Gather all lines in the entries that include the word "Emit".

Interface markup and scripts

+++++

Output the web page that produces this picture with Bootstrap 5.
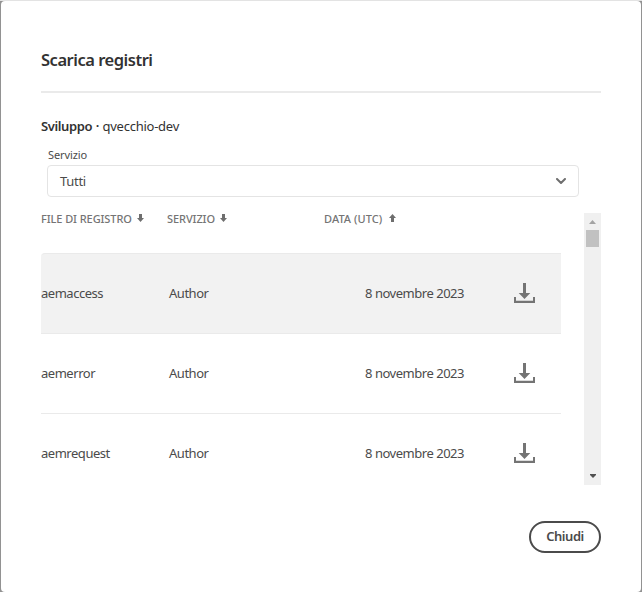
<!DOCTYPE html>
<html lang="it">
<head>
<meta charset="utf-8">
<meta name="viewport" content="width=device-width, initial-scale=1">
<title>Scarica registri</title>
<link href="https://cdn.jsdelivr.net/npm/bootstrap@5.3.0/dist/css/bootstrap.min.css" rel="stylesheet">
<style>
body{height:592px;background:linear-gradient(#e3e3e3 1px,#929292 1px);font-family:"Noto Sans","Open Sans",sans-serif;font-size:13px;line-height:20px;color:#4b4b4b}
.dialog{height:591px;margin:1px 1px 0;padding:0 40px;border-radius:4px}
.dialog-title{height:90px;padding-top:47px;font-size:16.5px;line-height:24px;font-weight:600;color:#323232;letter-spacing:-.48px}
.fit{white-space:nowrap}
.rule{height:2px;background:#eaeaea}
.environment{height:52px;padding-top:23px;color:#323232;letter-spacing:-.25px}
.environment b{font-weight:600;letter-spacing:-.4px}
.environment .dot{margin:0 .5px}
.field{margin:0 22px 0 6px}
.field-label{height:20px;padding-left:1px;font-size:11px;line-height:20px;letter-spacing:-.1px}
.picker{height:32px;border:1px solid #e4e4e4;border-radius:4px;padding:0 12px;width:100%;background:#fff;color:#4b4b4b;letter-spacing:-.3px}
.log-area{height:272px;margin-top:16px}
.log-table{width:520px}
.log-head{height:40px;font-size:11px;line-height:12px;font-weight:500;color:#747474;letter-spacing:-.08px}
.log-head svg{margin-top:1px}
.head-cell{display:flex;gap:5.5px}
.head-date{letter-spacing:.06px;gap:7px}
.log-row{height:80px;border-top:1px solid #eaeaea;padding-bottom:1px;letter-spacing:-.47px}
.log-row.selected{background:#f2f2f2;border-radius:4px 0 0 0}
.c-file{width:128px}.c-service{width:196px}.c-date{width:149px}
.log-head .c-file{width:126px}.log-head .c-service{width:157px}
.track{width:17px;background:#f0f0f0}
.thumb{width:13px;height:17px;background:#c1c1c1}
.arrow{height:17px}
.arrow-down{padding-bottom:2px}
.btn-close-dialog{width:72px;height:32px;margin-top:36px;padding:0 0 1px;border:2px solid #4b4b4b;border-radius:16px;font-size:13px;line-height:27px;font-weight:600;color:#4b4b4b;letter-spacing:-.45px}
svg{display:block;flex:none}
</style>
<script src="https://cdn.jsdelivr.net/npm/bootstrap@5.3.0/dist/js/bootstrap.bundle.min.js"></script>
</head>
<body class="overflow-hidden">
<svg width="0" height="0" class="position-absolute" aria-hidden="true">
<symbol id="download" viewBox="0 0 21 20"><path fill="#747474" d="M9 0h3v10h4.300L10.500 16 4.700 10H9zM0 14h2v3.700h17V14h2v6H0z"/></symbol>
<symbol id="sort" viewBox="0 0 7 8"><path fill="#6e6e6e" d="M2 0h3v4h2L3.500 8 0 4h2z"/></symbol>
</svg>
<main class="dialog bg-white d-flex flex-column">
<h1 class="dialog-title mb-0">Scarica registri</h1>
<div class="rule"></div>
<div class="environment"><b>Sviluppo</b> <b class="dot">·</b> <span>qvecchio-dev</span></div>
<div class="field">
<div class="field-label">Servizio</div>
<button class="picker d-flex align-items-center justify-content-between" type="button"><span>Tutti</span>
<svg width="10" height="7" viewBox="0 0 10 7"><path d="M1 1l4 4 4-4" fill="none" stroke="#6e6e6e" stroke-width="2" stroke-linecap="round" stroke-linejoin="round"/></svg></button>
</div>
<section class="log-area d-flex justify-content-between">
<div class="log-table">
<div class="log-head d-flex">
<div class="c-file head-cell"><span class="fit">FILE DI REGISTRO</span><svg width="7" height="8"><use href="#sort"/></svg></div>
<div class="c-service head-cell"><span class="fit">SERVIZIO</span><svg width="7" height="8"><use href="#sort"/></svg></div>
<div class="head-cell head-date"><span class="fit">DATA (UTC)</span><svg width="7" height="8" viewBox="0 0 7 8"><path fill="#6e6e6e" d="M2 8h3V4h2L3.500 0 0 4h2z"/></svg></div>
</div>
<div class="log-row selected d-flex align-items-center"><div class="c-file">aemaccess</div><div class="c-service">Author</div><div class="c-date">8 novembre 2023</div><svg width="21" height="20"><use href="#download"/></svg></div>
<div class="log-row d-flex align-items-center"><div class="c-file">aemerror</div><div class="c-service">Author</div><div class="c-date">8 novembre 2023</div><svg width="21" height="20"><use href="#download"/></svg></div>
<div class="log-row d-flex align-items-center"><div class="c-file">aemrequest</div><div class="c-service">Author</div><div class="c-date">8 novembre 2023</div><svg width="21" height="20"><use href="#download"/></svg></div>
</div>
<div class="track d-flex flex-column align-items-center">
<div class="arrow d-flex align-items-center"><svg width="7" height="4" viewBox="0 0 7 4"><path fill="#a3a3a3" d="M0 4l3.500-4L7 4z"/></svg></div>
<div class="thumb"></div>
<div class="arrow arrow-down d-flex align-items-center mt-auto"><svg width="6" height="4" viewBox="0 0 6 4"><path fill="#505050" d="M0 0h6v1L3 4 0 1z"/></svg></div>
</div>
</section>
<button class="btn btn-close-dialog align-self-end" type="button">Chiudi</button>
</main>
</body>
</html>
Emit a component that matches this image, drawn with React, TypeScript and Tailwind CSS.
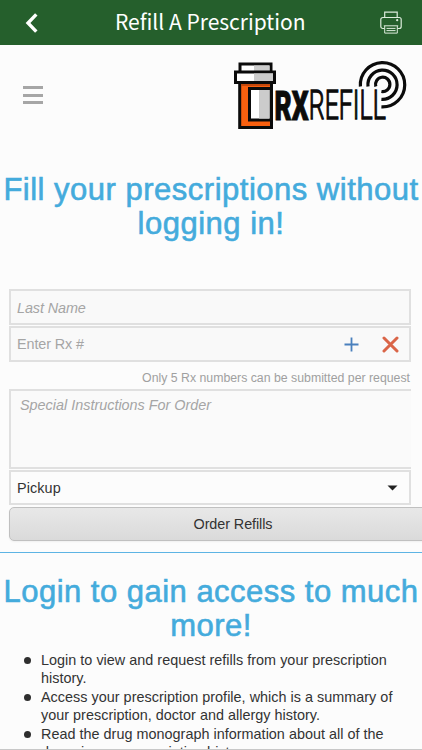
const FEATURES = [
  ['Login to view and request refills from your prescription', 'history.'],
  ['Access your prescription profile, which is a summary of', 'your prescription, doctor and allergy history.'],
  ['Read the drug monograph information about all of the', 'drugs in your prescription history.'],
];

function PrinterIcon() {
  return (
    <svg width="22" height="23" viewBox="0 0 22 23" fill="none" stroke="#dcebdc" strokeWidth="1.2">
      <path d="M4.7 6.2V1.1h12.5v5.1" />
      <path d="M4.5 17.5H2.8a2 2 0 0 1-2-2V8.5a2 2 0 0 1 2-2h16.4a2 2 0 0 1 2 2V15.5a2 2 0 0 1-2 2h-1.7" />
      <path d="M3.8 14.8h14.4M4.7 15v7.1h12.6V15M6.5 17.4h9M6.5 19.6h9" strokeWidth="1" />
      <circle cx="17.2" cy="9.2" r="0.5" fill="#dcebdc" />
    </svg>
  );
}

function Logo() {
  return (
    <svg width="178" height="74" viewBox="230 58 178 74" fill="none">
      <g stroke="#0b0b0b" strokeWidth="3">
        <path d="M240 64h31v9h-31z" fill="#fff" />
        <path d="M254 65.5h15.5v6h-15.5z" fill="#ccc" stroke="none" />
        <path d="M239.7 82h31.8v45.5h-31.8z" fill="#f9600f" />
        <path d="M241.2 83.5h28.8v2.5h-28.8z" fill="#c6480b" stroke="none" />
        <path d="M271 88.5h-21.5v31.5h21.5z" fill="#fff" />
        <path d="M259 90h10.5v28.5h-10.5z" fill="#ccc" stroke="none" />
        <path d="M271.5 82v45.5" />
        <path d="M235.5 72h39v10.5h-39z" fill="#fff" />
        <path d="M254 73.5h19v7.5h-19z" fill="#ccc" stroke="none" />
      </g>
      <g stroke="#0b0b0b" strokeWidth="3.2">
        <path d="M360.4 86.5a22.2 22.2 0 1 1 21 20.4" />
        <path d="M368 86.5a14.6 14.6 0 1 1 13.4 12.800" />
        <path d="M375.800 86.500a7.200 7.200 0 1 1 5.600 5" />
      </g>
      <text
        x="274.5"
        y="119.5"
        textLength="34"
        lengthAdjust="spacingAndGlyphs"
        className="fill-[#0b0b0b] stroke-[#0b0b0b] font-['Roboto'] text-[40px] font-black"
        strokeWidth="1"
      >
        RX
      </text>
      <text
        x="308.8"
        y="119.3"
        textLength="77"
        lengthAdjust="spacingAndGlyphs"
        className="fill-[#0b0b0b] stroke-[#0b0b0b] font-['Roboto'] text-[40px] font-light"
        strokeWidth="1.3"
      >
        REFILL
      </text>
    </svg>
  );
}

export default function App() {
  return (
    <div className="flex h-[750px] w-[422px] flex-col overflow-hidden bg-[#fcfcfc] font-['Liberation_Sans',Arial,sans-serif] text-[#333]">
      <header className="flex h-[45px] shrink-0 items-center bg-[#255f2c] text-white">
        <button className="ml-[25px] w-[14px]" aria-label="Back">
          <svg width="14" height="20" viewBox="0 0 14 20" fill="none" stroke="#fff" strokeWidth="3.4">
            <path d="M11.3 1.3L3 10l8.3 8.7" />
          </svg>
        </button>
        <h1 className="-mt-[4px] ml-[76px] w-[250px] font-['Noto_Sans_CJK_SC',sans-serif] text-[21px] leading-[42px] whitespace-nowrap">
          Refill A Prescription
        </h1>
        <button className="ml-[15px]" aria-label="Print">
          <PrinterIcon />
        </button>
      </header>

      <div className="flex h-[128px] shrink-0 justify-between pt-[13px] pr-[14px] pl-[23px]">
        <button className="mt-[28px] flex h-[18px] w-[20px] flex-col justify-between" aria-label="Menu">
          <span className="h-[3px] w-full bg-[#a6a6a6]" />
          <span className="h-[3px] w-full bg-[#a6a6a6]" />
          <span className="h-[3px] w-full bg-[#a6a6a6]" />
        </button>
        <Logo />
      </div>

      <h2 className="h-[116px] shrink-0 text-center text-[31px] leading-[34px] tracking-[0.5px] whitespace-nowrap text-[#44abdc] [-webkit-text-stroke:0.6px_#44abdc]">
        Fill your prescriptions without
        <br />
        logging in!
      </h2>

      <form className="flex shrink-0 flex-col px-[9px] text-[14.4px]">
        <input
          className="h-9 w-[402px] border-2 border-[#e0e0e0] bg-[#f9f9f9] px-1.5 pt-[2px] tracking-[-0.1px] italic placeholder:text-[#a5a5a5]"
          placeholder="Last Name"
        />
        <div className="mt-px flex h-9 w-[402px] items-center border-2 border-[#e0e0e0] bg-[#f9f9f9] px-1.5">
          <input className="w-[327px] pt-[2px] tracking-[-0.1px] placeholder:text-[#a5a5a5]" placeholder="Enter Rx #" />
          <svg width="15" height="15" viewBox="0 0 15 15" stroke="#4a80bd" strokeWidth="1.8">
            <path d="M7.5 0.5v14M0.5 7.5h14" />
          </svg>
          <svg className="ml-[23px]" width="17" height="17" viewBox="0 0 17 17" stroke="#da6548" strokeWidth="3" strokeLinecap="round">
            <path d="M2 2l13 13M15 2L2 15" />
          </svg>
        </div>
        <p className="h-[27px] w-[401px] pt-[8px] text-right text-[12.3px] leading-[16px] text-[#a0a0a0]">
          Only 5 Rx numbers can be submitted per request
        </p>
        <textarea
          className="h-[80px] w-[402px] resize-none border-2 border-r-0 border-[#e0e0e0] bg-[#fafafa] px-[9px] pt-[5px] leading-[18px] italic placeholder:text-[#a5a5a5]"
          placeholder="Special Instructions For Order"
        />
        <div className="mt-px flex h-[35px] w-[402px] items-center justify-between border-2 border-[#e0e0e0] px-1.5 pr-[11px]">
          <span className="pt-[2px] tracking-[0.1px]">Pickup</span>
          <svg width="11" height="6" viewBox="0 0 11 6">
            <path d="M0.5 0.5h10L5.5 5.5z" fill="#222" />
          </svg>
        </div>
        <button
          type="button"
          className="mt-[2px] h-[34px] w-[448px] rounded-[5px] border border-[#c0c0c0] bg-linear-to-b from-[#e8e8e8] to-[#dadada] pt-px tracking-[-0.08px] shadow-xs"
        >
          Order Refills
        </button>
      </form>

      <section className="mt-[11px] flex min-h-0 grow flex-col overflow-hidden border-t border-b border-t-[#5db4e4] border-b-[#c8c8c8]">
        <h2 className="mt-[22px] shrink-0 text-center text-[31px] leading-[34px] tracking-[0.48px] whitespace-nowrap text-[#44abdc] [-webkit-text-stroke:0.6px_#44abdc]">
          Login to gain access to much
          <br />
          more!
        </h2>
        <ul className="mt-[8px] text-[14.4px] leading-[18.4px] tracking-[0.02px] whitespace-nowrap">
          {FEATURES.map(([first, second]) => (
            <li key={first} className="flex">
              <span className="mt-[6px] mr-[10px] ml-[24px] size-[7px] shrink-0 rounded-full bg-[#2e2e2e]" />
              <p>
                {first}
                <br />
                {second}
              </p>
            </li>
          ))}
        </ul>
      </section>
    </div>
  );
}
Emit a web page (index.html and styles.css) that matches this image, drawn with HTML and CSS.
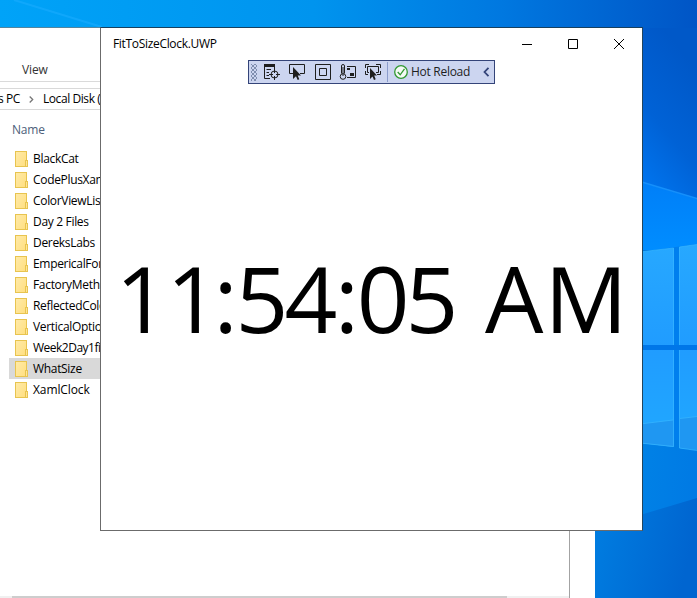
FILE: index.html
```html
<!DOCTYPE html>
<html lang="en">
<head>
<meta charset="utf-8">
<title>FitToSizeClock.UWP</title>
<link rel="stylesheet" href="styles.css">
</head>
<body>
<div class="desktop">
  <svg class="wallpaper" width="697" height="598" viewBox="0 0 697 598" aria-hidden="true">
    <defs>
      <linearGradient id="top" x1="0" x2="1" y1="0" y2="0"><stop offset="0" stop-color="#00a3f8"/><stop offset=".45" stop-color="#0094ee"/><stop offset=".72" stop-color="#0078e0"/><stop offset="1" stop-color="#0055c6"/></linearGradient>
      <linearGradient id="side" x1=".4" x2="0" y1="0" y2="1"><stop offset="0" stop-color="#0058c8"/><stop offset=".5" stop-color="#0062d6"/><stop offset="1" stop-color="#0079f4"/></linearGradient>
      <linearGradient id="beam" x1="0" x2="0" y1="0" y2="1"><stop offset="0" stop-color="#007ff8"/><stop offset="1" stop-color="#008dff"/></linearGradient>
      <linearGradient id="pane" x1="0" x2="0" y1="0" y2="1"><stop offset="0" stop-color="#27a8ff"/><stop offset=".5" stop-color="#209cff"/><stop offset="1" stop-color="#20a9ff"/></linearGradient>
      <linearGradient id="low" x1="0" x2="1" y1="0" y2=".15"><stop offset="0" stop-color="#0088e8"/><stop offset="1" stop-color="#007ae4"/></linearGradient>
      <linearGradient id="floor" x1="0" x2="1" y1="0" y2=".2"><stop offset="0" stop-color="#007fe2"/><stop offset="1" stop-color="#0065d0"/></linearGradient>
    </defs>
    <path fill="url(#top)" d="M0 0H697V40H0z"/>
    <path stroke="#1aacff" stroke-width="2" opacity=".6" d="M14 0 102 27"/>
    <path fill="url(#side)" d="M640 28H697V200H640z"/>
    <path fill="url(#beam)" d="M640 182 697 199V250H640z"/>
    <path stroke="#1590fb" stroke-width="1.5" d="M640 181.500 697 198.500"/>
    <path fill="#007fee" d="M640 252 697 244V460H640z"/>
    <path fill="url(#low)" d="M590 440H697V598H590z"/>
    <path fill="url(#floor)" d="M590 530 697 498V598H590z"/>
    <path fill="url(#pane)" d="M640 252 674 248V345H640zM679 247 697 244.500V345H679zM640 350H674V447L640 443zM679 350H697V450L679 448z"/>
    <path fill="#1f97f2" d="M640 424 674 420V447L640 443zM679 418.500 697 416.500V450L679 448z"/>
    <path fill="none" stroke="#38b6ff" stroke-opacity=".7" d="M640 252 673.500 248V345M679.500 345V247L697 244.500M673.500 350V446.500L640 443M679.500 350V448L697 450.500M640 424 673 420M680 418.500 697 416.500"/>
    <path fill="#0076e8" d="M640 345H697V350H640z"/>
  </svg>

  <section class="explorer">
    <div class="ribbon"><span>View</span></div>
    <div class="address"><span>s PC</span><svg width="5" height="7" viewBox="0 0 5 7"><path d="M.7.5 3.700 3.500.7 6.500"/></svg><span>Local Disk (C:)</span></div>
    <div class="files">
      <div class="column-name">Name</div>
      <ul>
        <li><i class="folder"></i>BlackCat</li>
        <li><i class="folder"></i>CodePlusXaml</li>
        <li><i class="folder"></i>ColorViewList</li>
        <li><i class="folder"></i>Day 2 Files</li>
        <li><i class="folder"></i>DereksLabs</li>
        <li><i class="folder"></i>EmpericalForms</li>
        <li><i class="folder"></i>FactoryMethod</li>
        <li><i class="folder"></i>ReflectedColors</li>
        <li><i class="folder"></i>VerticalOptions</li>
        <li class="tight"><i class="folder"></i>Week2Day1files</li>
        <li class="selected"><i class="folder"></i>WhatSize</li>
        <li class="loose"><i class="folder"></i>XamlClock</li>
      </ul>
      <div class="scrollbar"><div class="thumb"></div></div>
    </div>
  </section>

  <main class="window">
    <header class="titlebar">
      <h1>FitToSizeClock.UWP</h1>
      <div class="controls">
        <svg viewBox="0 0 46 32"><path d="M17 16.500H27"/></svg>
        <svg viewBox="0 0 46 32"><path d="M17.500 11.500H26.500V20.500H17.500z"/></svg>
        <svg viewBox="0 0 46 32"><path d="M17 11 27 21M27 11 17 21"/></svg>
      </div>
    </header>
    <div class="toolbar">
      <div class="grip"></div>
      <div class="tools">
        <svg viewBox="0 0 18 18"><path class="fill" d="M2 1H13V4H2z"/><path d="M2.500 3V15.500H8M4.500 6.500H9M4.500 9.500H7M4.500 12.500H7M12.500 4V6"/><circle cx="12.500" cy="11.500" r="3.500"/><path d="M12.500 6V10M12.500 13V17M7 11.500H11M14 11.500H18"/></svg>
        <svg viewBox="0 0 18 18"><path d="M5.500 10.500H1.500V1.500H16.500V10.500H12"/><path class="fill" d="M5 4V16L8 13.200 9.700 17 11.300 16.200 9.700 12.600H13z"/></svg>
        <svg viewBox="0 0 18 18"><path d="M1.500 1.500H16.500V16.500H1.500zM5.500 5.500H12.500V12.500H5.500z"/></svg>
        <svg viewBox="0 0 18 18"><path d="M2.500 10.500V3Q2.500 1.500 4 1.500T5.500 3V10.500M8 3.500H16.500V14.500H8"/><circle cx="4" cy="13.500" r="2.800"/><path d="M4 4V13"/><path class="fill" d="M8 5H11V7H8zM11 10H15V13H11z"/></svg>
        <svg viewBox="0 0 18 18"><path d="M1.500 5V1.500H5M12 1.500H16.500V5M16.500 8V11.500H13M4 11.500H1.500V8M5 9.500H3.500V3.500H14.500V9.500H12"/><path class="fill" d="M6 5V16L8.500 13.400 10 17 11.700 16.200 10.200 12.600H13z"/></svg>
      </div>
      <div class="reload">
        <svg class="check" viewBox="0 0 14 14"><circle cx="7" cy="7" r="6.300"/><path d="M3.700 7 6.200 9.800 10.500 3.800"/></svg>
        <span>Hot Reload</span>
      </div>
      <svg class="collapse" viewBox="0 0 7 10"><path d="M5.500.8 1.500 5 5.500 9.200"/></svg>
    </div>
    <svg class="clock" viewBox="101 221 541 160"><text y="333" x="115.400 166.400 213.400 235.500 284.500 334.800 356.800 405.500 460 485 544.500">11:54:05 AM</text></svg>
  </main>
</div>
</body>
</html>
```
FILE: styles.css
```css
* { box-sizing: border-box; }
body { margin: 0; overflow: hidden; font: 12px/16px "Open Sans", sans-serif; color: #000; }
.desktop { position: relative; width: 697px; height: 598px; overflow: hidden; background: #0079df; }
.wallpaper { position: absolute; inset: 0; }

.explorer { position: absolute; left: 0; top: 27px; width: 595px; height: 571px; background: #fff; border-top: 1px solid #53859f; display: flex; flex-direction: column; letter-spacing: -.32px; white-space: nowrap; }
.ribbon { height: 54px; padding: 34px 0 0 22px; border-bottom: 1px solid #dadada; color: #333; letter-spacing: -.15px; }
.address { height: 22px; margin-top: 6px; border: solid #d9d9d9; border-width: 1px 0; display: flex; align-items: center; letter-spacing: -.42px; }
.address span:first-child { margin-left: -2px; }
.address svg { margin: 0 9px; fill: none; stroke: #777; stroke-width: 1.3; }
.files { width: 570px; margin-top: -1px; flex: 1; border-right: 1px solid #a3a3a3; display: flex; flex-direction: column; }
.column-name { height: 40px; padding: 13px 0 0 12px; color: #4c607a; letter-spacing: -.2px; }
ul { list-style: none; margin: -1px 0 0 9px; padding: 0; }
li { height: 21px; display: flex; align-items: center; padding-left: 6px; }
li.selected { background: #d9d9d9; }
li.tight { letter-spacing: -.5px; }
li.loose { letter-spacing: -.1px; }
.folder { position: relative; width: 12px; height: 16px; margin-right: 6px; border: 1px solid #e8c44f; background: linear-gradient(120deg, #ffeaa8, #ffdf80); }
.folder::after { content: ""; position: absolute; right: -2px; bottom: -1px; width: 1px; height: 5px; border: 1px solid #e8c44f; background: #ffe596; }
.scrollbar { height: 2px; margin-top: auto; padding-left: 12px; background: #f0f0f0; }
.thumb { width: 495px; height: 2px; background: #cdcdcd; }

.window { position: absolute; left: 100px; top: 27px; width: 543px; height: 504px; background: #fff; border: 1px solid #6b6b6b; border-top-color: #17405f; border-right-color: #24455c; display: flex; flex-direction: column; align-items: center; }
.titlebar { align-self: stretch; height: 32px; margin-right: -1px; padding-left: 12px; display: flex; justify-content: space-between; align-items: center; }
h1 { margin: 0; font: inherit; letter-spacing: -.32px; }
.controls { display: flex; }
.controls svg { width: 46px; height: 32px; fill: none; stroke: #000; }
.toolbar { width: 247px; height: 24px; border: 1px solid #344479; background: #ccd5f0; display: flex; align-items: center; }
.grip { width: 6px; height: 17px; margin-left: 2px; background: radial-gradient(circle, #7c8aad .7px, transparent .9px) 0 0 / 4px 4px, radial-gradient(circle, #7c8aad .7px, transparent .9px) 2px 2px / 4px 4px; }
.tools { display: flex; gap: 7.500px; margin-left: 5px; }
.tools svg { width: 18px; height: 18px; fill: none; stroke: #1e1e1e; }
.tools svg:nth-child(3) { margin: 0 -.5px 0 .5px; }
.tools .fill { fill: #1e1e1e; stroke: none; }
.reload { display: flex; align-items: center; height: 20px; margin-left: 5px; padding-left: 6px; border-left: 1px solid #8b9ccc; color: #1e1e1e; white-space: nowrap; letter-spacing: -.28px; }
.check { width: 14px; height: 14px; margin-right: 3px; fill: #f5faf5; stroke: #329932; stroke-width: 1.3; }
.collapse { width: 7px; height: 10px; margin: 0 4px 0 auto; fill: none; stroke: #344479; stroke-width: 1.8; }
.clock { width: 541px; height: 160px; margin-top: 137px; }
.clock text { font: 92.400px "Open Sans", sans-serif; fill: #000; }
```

+++++

Reply:
Emit a component that matches this image, drawn with React, TypeScript and Tailwind CSS.
Emit a web page (index.html and styles.css) that matches this image, drawn with HTML and CSS.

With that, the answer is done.